→ **DIRECTIONS FOR THIS TASK**
Repeat every line of the listing below exactly, minus the pictures.

→ **INFORMATION PROVIDED**

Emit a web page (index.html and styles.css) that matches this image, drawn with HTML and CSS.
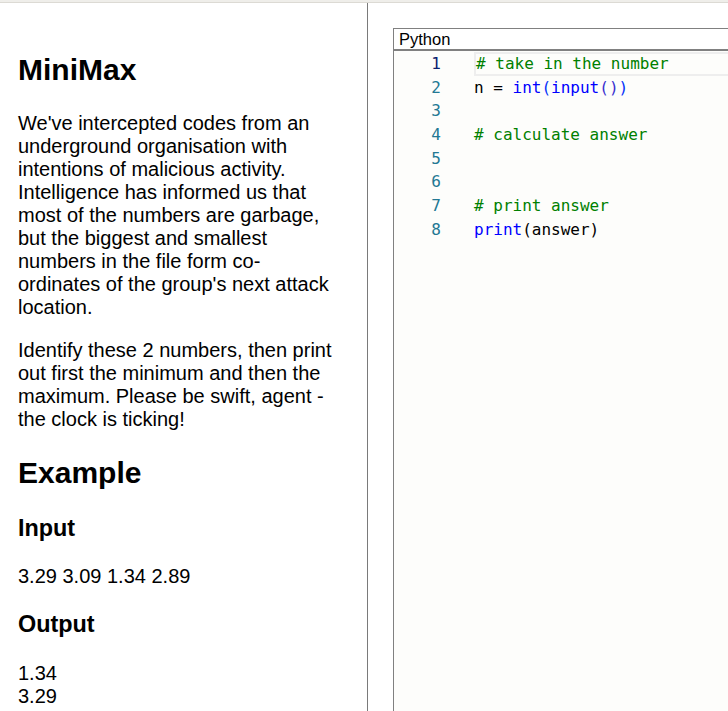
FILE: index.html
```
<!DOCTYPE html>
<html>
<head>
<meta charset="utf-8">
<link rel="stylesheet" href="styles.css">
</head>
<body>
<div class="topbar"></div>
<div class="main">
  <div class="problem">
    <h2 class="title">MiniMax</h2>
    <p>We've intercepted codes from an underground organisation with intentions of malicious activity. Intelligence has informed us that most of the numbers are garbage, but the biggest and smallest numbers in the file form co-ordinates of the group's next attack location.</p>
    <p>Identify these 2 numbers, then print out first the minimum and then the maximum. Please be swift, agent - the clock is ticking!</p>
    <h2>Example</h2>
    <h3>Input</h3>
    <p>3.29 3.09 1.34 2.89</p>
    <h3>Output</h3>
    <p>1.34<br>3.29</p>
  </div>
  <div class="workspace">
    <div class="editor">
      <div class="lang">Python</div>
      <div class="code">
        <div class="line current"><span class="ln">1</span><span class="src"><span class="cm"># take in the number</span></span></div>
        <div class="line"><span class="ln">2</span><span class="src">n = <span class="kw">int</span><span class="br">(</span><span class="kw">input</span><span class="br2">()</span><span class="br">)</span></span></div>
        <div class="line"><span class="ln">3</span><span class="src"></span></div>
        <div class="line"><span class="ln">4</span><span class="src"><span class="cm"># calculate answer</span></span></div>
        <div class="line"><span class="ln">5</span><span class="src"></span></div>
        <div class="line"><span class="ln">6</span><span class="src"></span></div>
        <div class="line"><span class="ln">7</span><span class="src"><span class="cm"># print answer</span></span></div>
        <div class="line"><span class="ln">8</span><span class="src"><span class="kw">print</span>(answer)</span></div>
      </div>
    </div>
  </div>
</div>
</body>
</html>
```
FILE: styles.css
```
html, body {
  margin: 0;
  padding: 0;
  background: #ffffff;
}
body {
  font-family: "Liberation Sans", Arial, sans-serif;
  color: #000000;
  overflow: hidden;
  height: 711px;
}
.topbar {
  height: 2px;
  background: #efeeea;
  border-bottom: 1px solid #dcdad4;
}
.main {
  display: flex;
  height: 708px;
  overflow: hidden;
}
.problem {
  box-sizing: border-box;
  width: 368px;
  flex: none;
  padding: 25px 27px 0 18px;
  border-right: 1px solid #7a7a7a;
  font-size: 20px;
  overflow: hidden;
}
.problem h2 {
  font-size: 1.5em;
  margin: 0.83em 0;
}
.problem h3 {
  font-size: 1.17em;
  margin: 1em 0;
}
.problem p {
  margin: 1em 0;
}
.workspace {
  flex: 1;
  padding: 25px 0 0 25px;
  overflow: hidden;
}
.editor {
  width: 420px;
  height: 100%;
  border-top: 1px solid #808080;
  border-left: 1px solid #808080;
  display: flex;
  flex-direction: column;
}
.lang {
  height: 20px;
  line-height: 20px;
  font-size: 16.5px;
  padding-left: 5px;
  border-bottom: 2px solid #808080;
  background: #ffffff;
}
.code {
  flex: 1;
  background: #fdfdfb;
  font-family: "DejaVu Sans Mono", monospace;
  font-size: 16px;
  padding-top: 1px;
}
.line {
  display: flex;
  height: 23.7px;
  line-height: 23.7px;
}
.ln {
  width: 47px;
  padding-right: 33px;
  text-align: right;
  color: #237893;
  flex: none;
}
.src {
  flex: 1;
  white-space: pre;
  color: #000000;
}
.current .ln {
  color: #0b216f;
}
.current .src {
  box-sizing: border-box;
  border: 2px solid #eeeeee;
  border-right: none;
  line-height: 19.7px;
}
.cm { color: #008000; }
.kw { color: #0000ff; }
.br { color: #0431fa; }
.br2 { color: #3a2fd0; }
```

→ **RESULT OF THE TASK**
Emit a web page (index.html and styles.css) that matches this image, drawn with HTML and CSS.
FILE: index.html
```
<!DOCTYPE html>
<html>
<head>
<meta charset="utf-8">
<link rel="stylesheet" href="styles.css">
</head>
<body>
<div class="topbar"></div>
<div class="main">
  <div class="problem">
    <h2 class="title">MiniMax</h2>
    <p>We've intercepted codes from an underground organisation with intentions of malicious activity. Intelligence has informed us that most of the numbers are garbage, but the biggest and smallest numbers in the file form co-ordinates of the group's next attack location.</p>
    <p>Identify these 2 numbers, then print out first the minimum and then the maximum. Please be swift, agent - the clock is ticking!</p>
    <h2>Example</h2>
    <h3>Input</h3>
    <p>3.29 3.09 1.34 2.89</p>
    <h3>Output</h3>
    <p>1.34<br>3.29</p>
  </div>
  <div class="workspace">
    <div class="editor">
      <div class="lang">Python</div>
      <div class="code">
        <div class="line current"><span class="ln">1</span><span class="src"><span class="cm"># take in the number</span></span></div>
        <div class="line"><span class="ln">2</span><span class="src">n = <span class="kw">int</span><span class="br">(</span><span class="kw">input</span><span class="br2">()</span><span class="br">)</span></span></div>
        <div class="line"><span class="ln">3</span><span class="src"></span></div>
        <div class="line"><span class="ln">4</span><span class="src"><span class="cm"># calculate answer</span></span></div>
        <div class="line"><span class="ln">5</span><span class="src"></span></div>
        <div class="line"><span class="ln">6</span><span class="src"></span></div>
        <div class="line"><span class="ln">7</span><span class="src"><span class="cm"># print answer</span></span></div>
        <div class="line"><span class="ln">8</span><span class="src"><span class="kw">print</span>(answer)</span></div>
      </div>
    </div>
  </div>
</div>
</body>
</html>
```
FILE: styles.css
```
html, body {
  margin: 0;
  padding: 0;
  background: #ffffff;
}
body {
  font-family: "Liberation Sans", Arial, sans-serif;
  color: #000000;
  overflow: hidden;
  height: 711px;
}
.topbar {
  height: 2px;
  background: #efeeea;
  border-bottom: 1px solid #dcdad4;
}
.main {
  display: flex;
  height: 708px;
  overflow: hidden;
}
.problem {
  box-sizing: border-box;
  width: 368px;
  flex: none;
  padding: 25px 27px 0 18px;
  border-right: 1px solid #7a7a7a;
  font-size: 20px;
  overflow: hidden;
}
.problem h2 {
  font-size: 1.5em;
  margin: 0.83em 0;
}
.problem h3 {
  font-size: 1.17em;
  margin: 1em 0;
}
.problem p {
  margin: 1em 0;
}
.workspace {
  flex: 1;
  padding: 25px 0 0 25px;
  overflow: hidden;
}
.editor {
  width: 420px;
  height: 100%;
  border-top: 1px solid #808080;
  border-left: 1px solid #808080;
  display: flex;
  flex-direction: column;
}
.lang {
  height: 20px;
  line-height: 20px;
  font-size: 16.5px;
  padding-left: 5px;
  border-bottom: 2px solid #808080;
  background: #ffffff;
}
.code {
  flex: 1;
  background: #fdfdfb;
  font-family: "DejaVu Sans Mono", monospace;
  font-size: 16px;
  padding-top: 1px;
}
.line {
  display: flex;
  height: 23.7px;
  line-height: 23.7px;
}
.ln {
  width: 47px;
  padding-right: 33px;
  text-align: right;
  color: #237893;
  flex: none;
}
.src {
  flex: 1;
  white-space: pre;
  color: #000000;
}
.current .ln {
  color: #0b216f;
}
.current .src {
  box-sizing: border-box;
  border: 2px solid #eeeeee;
  border-right: none;
  line-height: 19.7px;
}
.cm { color: #008000; }
.kw { color: #0000ff; }
.br { color: #0431fa; }
.br2 { color: #3a2fd0; }
```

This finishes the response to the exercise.